No domingo passado, neste mesmo espaço, finalizamos o artigo “Democracia e imprensa” mencionando a dependência, para uma democracia substantiva, da seriedade no uso da liberdade de opinião e de comunicação, notadamente pelos profissionais da área. Tínhamos em mente o problema dos principais vícios que podem permear tal atividade. Para cada um deles, refletir-se-ão sintomas de uma democracia capenga.

Um primeiro grave problema é a cooptação política dos meios de comunicação. Ou seja, quando, sob a casca de veículos de informação, tem-se instrumentos disfarçados de dominação. Por eles, o que se veicula são versões dolosamente manipuladas dos fatos e das ideias, para favorecimento tanto de agentes públicos quanto privados.

O maléfico nesse cenário é o engodo deliberado e orientado para a manutenção ou conquista do poder, não tanto a parcialidade de visão ideológica, ínsita na natureza humana, contra a qual o pluralismo de orientação das agências é o melhor dos antídotos. Quando a notícia é simples instrumento de luta, a mentira graceja e parasita até a morte a liberdade que a permitiu surgir, com prejuízo ao direto à informação do cidadão.

 Trata-se de chaga desgraçadamente comum no Brasil, pela conhecida vinculação de órgãos de imprensa, veículos de televisão e de radiodifusão a grupos políticos tradicionais. Contribui, certamente, como um dos fortes motivos da baixa densidade de nossa democracia.

Extremamente maléfica, igualmente, para a prática democrática, por motivos aproximados aos já citados, é a instrumentalização dos veículos de comunicação para atender a interesses econômicos das próprias estruturas empresariais que deles são proprietárias ou mantenedoras. É o caso, por exemplo, quando notícias são insistentemente publicadas para catapultar anúncios ou induzir ações que, em última instância, sirvam apenas para incremento de lucros de seus próprios veiculadores.

Essa realidade pode ser observada no frequente uso de blogs e colunas em periódicos como forma de, através de insistentes pautas negativas – muitas vezes falsas –, levar o destinatário a oferecer vantagens em troca do silêncio ou de uma linha editorial mais benevolente.

Outro grave mal no exercício da liberdade de comunicação como sustentáculo de uma democracia de qualidade: o desprezo de métodos críticos para a construção da versão de fato levada a público.
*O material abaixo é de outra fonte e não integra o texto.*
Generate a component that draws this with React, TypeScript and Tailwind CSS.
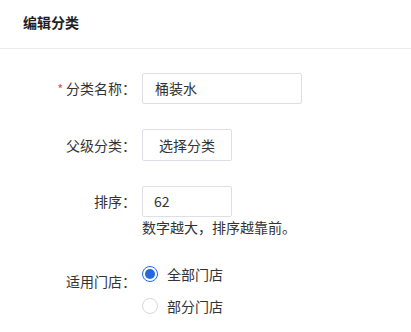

As matérias jornalísticas ou análises baseadas em fatos têm que ter uma pretensão de verdade, e isso só ocorre com seriedade pela observância de caminhos para a confirmação de hipóteses de fato. Assim como se dá com investigações em geral que resultam em imputações, as notícias precisam de fontes que as sustentem, bem como das que desconstruam as versões opostas, capazes de emprestar-lhes verossimilhança num ambiente de livre debate e questionamento.

A falta desse método levará a uma comunicação de baixa qualidade. E substituirá a racionalidade, benéfica na exposição de ideias, pela racionalização, ou seja, pela nociva prática de uma construção de uma narrativa que, em que pese coerente em sua lógica interna, não possui raízes na realidade. O resultado serão erros em série, a multiplicação de injustiças e a desinformação. Parece-nos ser um sintoma desse vício comunicacional o jornalismo de manchete, que centra foco na chamada de atenção do leitor, deslizando no conteúdo repassado.

Finalizando, mencione-se, vinculado ao problema anterior, o próprio despreparo dos profissionais da comunicação como um desserviço à qualidade da democracia. Despreparo técnico (ausência de método) e, notadamente, ético, quando o objetivo do profissional transmuta despudoradamente entre informar, tergiversar, enganar e vender.

Sendo a democracia o governo do debate por excelência, há que se duramente combater os vícios acima tratados como indutor de um ambiente público propício a escolhas fundamentais bem orientadas.